TV REVIEW : ‘Waldo Salt’ Gets His His Due
Cynical screenwriters may just believe hell is finally freezing over when they watch one of their own get the kind of lavish due usually only afforded directors in “Waldo Salt: A Screenwriter’s Journey” (at 9 tonight on KCET Channel 28 and KPBS Channel 15). The highly watchable hourlong profile, nominated for last year’s best documentary Oscar, is making its TV debut as a PBS “American Masters” special.
It’s tempting to want to laud this special for concentrating at last on one of the folks who puts the words in actors’ mouths, except that the late Salt makes it clear here that he was less concerned with the perfection of dialogue than he was with putting compelling imagery on the page for the director to shoot. The cameras even allow a close-up of a page from Salt’s brilliant, Oscar-winning script for “Midnight Cowboy” to show that, yes, somebody wrote all those quick-cut flashback montages. For hardcore proponents of the directorial auteur theory, it might come as a rude awakening.

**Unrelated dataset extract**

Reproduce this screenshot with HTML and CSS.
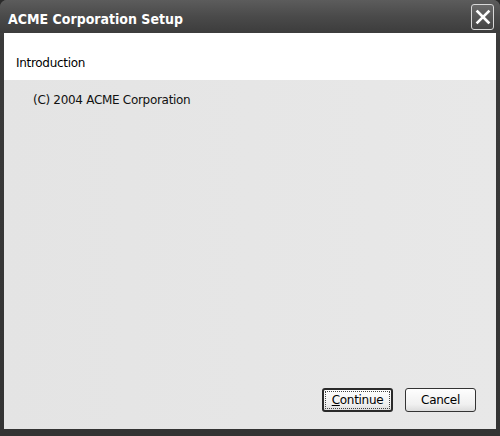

Even more potentially provocative is the section that focuses on the Hollywood blacklist of the late ‘40s and ‘50s, when Salt--a card-carrying member of the Communist Party for a time--refused to name names and was banished from credited film work for 15 years.
It’s probably the least satisfying part here; the friends and associates interviewed talk about Salt’s idealism and how it crumbled when he learned of the Stalinist horrors in Russia, but Salt himself apparently didn’t discourse much on the subject on camera before his 1987 death, unfortunately.
What’s even more fascinating, for writers or anyone with creative ideals, are Salt’s post-blacklist years, in which he threw himself back into screenwriting--bad writing, turning out admittedly awful script after script. Eventually he forced himself to a decision to slow down his work pace, buckle up his artistry and not be a hack, resulting in both his Oscars coming toward the end of his career (the other one being for “Coming Home”). This lesson, illustrated with well-picked classic film clips, ought to be required viewing for everyone in Hollywood.